The Chair Liberal Bobby Morrissey

Thank you, Mr. Joseph.

3:50 p.m.

Conservative

Éric Lefebvre Conservative Richmond—Arthabaska, QC

I have a point of order, Mr. Chair.

We're talking about respect. This computer system was supposed to cost $1.6 billion and ended up costing $6.6 billion. That's $5 billion in cost overruns—

Natilien Joseph Liberal Longueuil—Saint-Hubert, QC

Look, Mr. Chair.

3:50 p.m.

Conservative

Éric Lefebvre Conservative Richmond—Arthabaska, QC

—and that is taxpayers' money, Mr. Chair; it is Canadians' money.

The Chair Liberal Bobby Morrissey

Order.

We're debating an amendment to a motion, and Ms. Fancy has the floor.

That is not a point of order, Monsieur Lefebvre.

Ms. Fancy, continue.

Jessica Fancy-Landry Liberal South Shore—St. Margarets, NS

Thank you very much.

Through you, Chair, in terms of a precedent being set.... I can agree with my colleague that there is some seriousness happening here within this Cúram software. They're trying to onboard a program that was 60 years old, for which everything was on paper.

Unfortunately, as they were taking all of this paper information from millions of seniors and onboarding it to a more digital platform, yes, there were some people who fell through the cracks: under 30,000 people of the millions who had been onboarded. Our minister has very clearly stated that, yes, we understand that there are people who fell through the cracks with this. Yes, this is why it happened. This is what happens when you deal with millions of pages of paper. This is what happens when we're onboarding millions of people at a time.

They're saying to reach out to your MP if your OAS did not come through and if the onboarding didn't happen correctly for you, or to the MP's constituency office. Reach out to the department. Reach out to the minister. That has all been very transparent.

It's not a small thing, this type of precedent, because once this precedent becomes established, it does not exist in isolation. It shapes some of the expectations that we have going forward, not just within this committee but within standing committees as a whole. It creates a model that can be replicated across those committees, across departments and across different types of files. The cumulative effect of all of this, I would say, is quite significant. It would strain public service capacity.

We always say that our public servants right now are already at capacity or are working beyond capacity. Asks such as this...they take them, crossing that organizational boundary of what their actual job description is, to suffice something that we've already clearly been transparent about in trying to fix. Sometimes when you know that things went a little bit wrong, you become transparent, you clean it up and you let people know that “this is what happened” and “this is what we're doing”.

It diverts the resources across all these six different departments. It would fundamentally alter how the departments operate: shifting focus from delivering results to managing document production. I don't feel that it is a reasonable or a responsible oversight, Mr. Chair. I also don't think it's sustainable. I don't really think that it's what Canadians expect from us.

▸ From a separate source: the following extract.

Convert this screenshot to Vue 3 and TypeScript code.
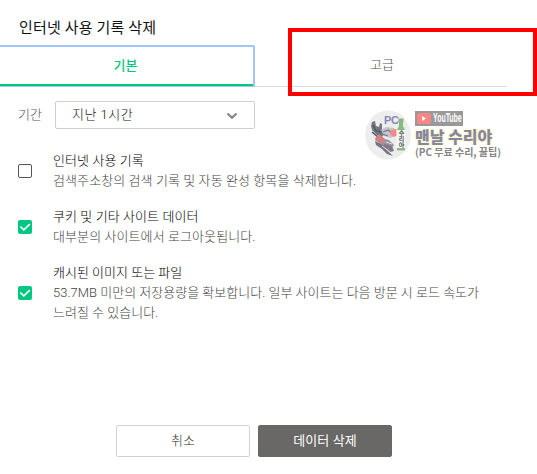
<script setup lang="ts">
import { ref } from 'vue'

interface DataOption {
  id: string
  title: string
  lines: string[]
  checked: boolean
}

const options = ref<DataOption[]>([
  { id: 'history', title: '인터넷 사용 기록', lines: ['검색주소창의 검색 기록 및 자동 완성 항목을 삭제합니다.'], checked: false },
  { id: 'cookies', title: '쿠키 및 기타 사이트 데이터', lines: ['대부분의 사이트에서 로그아웃됩니다.'], checked: true },
  {
    id: 'cache',
    title: '캐시된 이미지 또는 파일',
    lines: ['53.7MB 미만의 저장용량을 확보합니다. 일부 사이트는 다음 방문 시 로드 속도가', '느려질 수 있습니다.'],
    checked: true,
  },
])
</script>

<template>
  <main class="dialog">
    <h1 class="title">인터넷 사용 기록 삭제</h1>
    <nav class="tabs">
      <button class="tab active">기본</button>
      <button class="tab">고급</button>
    </nav>
    <div class="period">
      <span class="period-label">기간</span>
      <button class="select">
        <span>지난 1시간</span>
        <svg class="chevron" width="12" height="8" viewBox="0 0 12 8"><path d="M1.500 1.500 6 5.800l4.500-4.300" fill="none" stroke="#858585" stroke-width="2.200" /></svg>
      </button>
    </div>
    <ul class="options">
      <li v-for="o in options" :key="o.id" class="option" :class="o.id" @click="o.checked = !o.checked">
        <span class="box" :class="{ checked: o.checked }">
          <svg v-if="o.checked" width="14" height="14" viewBox="0 0 14 14"><path d="m2.300 6.500 3.500 3.400 6-5.800" fill="none" stroke="#fff" stroke-width="1.600" /></svg>
        </span>
        <div class="copy">
          <div class="name">{{ o.title }}</div>
          <div v-for="l in o.lines" :key="l" class="desc">{{ l }}</div>
        </div>
      </li>
    </ul>
    <footer class="actions">
      <button class="btn">취소</button>
      <button class="btn primary">데이터 삭제</button>
    </footer>

    <div class="highlight"></div>

    <aside class="mark">
      <div class="avatar">
        <svg width="46" height="50" viewBox="0 0 46 50">
          <ellipse cx="23" cy="25" rx="22.800" ry="24.500" fill="#ededed" />
          <path d="m6 16 1-4 3-1 1 5 3 1 1-4 2 1v6l3 3-3 4-5-2-5-5z" fill="#77777f" />
          <path d="m8 15 3 6 6 1M7 22l6 5 5 1" fill="none" stroke="#555767" stroke-width="1.600" />
          <path d="m16 20 5-3 8 1 2 6-5 4-7-2z" fill="#c5c5d2" />
          <path d="m18 22 5-2 4 3M17 24l6 2" fill="none" stroke="#777486" stroke-width="1.300" />
          <path d="m12 27 12 3 5 5-3 4-9-4-7-5z" fill="#9695a3" />
          <path d="m26 20 5-1 2 4-1 3-4 1-3-3z" fill="#ef8d8d" />
          <path d="m11 27 4-2 5 4-1 4-5-1-4-3z" fill="#d97f83" />
          <path d="m10 31 8 4 4 5 6 6-6-2-5-5-6-4z" fill="#77727b" />
          <path d="m20 34 7 2 2 5-4 1-7-6z" fill="#847984" />
          <path d="m21 32 6 2M17 36l8 6" fill="none" stroke="#dedee4" />
          <path d="M34 12h4v4l2 4H32l2-4z" fill="#82bd7e" />
          <rect x="33.500" y="8.500" width="5" height="3.500" fill="#9bad7e" />
          <rect x="32" y="38" width="8" height="2.500" fill="#8bbb86" />
          <rect x="31.500" y="20" width="8.500" height="18" fill="#fafafa" />
        </svg>
        <span class="pc">PC</span>
        <span class="label">수리야</span>
      </div>
      <div class="mark-copy">
        <div class="tube">
          <svg width="14" height="11" viewBox="0 0 14 11"><rect width="14" height="11" rx="2.500" fill="#ff8585" /><path d="M5 3v5l4-2.500z" fill="#fff" /></svg>
          <span>YouTube</span>
        </div>
        <div class="channel">맨날 수리야</div>
        <div class="tagline">(PC 무료 수리, 꿀팁)</div>
      </div>
    </aside>
  </main>
</template>

<style>
body {
  background: #fff;
}
</style>

<style scoped>
* {
  box-sizing: border-box;
}
.dialog {
  position: relative;
  display: flex;
  flex-direction: column;
  width: 537px;
  height: 474px;
  overflow: hidden;
  font-family: Roboto, "Noto Sans CJK KR", sans-serif;
  font-size: 13px;
  font-weight: 300;
  letter-spacing: 0.09px;
  white-space: nowrap;
}
button {
  font: inherit;
  letter-spacing: inherit;
  padding: 0;
  background: none;
}
.title {
  margin: 0;
  padding: 18px 0 0 19px;
  height: 45px;
  font-size: 15px;
  line-height: 20px;
  font-weight: 400;
  letter-spacing: 0.15px;
  color: #111;
}
.tabs {
  display: flex;
  width: 507px;
  height: 42px;
  border-bottom: 1px solid #ddd;
}
.tab {
  width: 252px;
  height: 42px;
  padding: 0 0 5px 2px;
  border: 0;
  color: #555;
}
.tab.active {
  width: 255px;
  padding: 0 2px 5px 0;
  border: 2px solid #a4c4fa;
  border-left: 0;
  border-bottom: 1px solid #a4c4fa;
  border-radius: 0 2px 0 0;
  box-shadow: inset 0 -2px #03c77d;
  color: #03c77d;
  font-weight: 500;
}
.period {
  display: flex;
  align-items: center;
  margin-top: 14px;
  padding-left: 18px;
  height: 28px;
  color: #555;
}
.period-label {
  width: 37px;
  padding-bottom: 4px;
}
.select {
  display: flex;
  align-items: center;
  justify-content: space-between;
  width: 200px;
  height: 28px;
  padding: 0 16px 4px 16px;
  border: 1px solid #cfcfcf;
  border-radius: 2px;
  letter-spacing: 0.5px;
  color: #111;
}
.chevron {
  margin-top: 6px;
}
.options {
  margin: 22px 0 0;
  padding: 0 0 0 18px;
  list-style: none;
}
.option {
  display: flex;
  align-items: center;
  height: 40px;
  margin-bottom: 16px;
}
.option.cache {
  height: 60px;
  letter-spacing: 0.01px;
}
.box {
  display: flex;
  width: 14px;
  height: 14px;
  margin-right: 21px;
  border: 1px solid #555;
  border-radius: 2px;
}
.box.checked {
  border: 0;
  background: #03c781;
}
.name,
.desc {
  height: 20px;
  line-height: 20px;
}
.name {
  color: #000;
}
.desc {
  color: #444;
}
.actions {
  display: flex;
  gap: 8px;
  margin-top: auto;
  padding: 0 0 17px 116px;
}
.btn {
  width: 134px;
  height: 32px;
  padding-bottom: 4px;
  border: 1px solid #d2d2d2;
  border-radius: 2px;
  color: #333;
}
.btn.primary {
  border-color: #696866;
  background: #696866;
  color: #fff;
  font-weight: 400;
}
.highlight {
  position: absolute;
  left: 288px;
  top: 28px;
  width: 249px;
  height: 68px;
  border: 4px solid #f00;
}
.mark {
  position: absolute;
  left: 365px;
  top: 110px;
  display: flex;
  gap: 4px;
  letter-spacing: 0;
}
.avatar {
  position: relative;
  width: 46px;
  height: 50px;
}
.pc {
  position: absolute;
  left: 19px;
  top: 5px;
  font: 700 11px/11px "Liberation Sans", sans-serif;
  letter-spacing: -0.3px;
  color: #8788b5;
}
.label {
  position: absolute;
  left: 32px;
  top: 20px;
  writing-mode: vertical-rl;
  font: 700 6px/8px "Noto Sans CJK KR", sans-serif;
  color: #555;
}
.mark-copy {
  padding-top: 1px;
}
.tube {
  display: flex;
  align-items: center;
  gap: 2px;
  width: 48px;
  height: 15px;
  padding-left: 2px;
  background: #999;
  color: #fff;
  font: 700 12px/15px "Liberation Sans", sans-serif;
}
.tube svg {
  flex: none;
}
.tube span {
  flex: none;
  transform: scaleX(0.580);
  transform-origin: left;
}
.channel {
  margin-top: 1px;
  height: 18px;
  line-height: 18px;
  font-family: "Noto Sans CJK KR", sans-serif;
  font-size: 16px;
  font-weight: 900;
  color: #8586a5;
  text-shadow: 0 0 2px #fff3a8, 0 0 3px #fff3a8;
}
.tagline {
  height: 14px;
  line-height: 14px;
  font-family: "Noto Sans CJK KR", sans-serif;
  font-size: 10px;
  font-weight: 700;
  color: #858585;
}
</style>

I'd also like to address, Mr. Chair, something that's often overlooked in these types of conversations or discussions, and that's the question of whether information is already being provided. As I said before, when all of this happened, our minister had two days of technical briefings that members were allowed to go to, to discuss this and why it is happening. When we [Inaudible—Editor] a motion like this, it seems that there's also a lack of transparency. In this case, there has been no lack of transparency. That is not something that's borne out by facts. Minister Hajdu has appeared before this committee. Minister Lightbound has also appeared before this committee. Officials from both offices have also appeared through this committee. Officials have been provided, technical briefings—

3:55 p.m.

Conservative

Rosemarie Falk Conservative Battlefords—Lloydminster—Meadow Lake, SK

I have a point of order, Chair. This is just repetitive. We're hearing the same things over and over again. There are no new points being made.

The Chair Liberal Bobby Morrissey

Order.

Jessica Fancy-Landry Liberal South Shore—St. Margarets, NS

I haven't talked about Minister Lightbound yet.